====== SUPPLIED INFORMATION ======

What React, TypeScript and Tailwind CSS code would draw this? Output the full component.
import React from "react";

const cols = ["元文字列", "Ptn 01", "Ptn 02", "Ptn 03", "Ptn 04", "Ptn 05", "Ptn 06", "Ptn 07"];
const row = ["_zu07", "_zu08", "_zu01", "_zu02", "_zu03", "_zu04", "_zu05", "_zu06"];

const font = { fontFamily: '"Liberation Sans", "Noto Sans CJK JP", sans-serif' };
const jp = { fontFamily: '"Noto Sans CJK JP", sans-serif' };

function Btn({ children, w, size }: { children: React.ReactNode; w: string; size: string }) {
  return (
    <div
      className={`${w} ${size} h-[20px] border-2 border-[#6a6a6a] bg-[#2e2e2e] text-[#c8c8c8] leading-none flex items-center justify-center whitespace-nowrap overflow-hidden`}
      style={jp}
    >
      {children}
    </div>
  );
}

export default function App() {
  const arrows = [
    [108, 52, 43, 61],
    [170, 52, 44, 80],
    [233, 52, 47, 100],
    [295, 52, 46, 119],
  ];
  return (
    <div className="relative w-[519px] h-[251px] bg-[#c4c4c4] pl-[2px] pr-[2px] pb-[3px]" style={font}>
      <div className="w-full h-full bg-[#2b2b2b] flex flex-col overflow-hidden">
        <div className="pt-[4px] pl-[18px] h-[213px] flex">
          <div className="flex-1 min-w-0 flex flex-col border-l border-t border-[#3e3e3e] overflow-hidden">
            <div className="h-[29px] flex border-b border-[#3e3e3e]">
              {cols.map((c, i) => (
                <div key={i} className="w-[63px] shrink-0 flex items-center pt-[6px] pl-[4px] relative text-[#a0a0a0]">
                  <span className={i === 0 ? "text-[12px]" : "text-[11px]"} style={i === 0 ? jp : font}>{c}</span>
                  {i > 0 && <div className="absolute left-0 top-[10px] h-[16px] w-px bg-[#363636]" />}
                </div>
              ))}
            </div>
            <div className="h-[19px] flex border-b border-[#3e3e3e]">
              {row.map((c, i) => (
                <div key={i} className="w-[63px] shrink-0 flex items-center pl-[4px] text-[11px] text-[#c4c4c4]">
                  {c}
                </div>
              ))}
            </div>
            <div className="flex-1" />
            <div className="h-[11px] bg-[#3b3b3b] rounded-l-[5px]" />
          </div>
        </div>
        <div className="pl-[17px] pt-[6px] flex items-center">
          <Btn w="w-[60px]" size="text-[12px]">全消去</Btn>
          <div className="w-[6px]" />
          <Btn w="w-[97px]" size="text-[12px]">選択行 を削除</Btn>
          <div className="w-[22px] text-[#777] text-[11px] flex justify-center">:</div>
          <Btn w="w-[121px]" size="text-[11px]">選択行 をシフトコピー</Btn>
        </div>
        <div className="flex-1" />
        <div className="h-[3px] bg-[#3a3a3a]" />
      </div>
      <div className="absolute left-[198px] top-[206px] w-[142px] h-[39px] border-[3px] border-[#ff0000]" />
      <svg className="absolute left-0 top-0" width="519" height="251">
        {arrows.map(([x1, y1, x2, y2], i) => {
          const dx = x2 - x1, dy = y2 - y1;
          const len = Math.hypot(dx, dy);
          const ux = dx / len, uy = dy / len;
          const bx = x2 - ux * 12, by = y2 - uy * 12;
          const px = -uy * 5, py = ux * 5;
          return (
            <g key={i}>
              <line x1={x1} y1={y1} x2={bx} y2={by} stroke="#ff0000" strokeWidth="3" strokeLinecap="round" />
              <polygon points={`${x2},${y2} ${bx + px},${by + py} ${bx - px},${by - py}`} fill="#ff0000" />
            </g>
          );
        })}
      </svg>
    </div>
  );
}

======

§ **WHAT YOU HAVE TO DO**
Set down all of the data above, word for word.

§ **RESULT BELOW**
What React, TypeScript and Tailwind CSS code would draw this? Output the full component.
import React from "react";

const cols = ["元文字列", "Ptn 01", "Ptn 02", "Ptn 03", "Ptn 04", "Ptn 05", "Ptn 06", "Ptn 07"];
const row = ["_zu07", "_zu08", "_zu01", "_zu02", "_zu03", "_zu04", "_zu05", "_zu06"];

const font = { fontFamily: '"Liberation Sans", "Noto Sans CJK JP", sans-serif' };
const jp = { fontFamily: '"Noto Sans CJK JP", sans-serif' };

function Btn({ children, w, size }: { children: React.ReactNode; w: string; size: string }) {
  return (
    <div
      className={`${w} ${size} h-[20px] border-2 border-[#6a6a6a] bg-[#2e2e2e] text-[#c8c8c8] leading-none flex items-center justify-center whitespace-nowrap overflow-hidden`}
      style={jp}
    >
      {children}
    </div>
  );
}

export default function App() {
  const arrows = [
    [108, 52, 43, 61],
    [170, 52, 44, 80],
    [233, 52, 47, 100],
    [295, 52, 46, 119],
  ];
  return (
    <div className="relative w-[519px] h-[251px] bg-[#c4c4c4] pl-[2px] pr-[2px] pb-[3px]" style={font}>
      <div className="w-full h-full bg-[#2b2b2b] flex flex-col overflow-hidden">
        <div className="pt-[4px] pl-[18px] h-[213px] flex">
          <div className="flex-1 min-w-0 flex flex-col border-l border-t border-[#3e3e3e] overflow-hidden">
            <div className="h-[29px] flex border-b border-[#3e3e3e]">
              {cols.map((c, i) => (
                <div key={i} className="w-[63px] shrink-0 flex items-center pt-[6px] pl-[4px] relative text-[#a0a0a0]">
                  <span className={i === 0 ? "text-[12px]" : "text-[11px]"} style={i === 0 ? jp : font}>{c}</span>
                  {i > 0 && <div className="absolute left-0 top-[10px] h-[16px] w-px bg-[#363636]" />}
                </div>
              ))}
            </div>
            <div className="h-[19px] flex border-b border-[#3e3e3e]">
              {row.map((c, i) => (
                <div key={i} className="w-[63px] shrink-0 flex items-center pl-[4px] text-[11px] text-[#c4c4c4]">
                  {c}
                </div>
              ))}
            </div>
            <div className="flex-1" />
            <div className="h-[11px] bg-[#3b3b3b] rounded-l-[5px]" />
          </div>
        </div>
        <div className="pl-[17px] pt-[6px] flex items-center">
          <Btn w="w-[60px]" size="text-[12px]">全消去</Btn>
          <div className="w-[6px]" />
          <Btn w="w-[97px]" size="text-[12px]">選択行 を削除</Btn>
          <div className="w-[22px] text-[#777] text-[11px] flex justify-center">:</div>
          <Btn w="w-[121px]" size="text-[11px]">選択行 をシフトコピー</Btn>
        </div>
        <div className="flex-1" />
        <div className="h-[3px] bg-[#3a3a3a]" />
      </div>
      <div className="absolute left-[198px] top-[206px] w-[142px] h-[39px] border-[3px] border-[#ff0000]" />
      <svg className="absolute left-0 top-0" width="519" height="251">
        {arrows.map(([x1, y1, x2, y2], i) => {
          const dx = x2 - x1, dy = y2 - y1;
          const len = Math.hypot(dx, dy);
          const ux = dx / len, uy = dy / len;
          const bx = x2 - ux * 12, by = y2 - uy * 12;
          const px = -uy * 5, py = ux * 5;
          return (
            <g key={i}>
              <line x1={x1} y1={y1} x2={bx} y2={by} stroke="#ff0000" strokeWidth="3" strokeLinecap="round" />
              <polygon points={`${x2},${y2} ${bx + px},${by + py} ${bx - px},${by - py}`} fill="#ff0000" />
            </g>
          );
        })}
      </svg>
    </div>
  );
}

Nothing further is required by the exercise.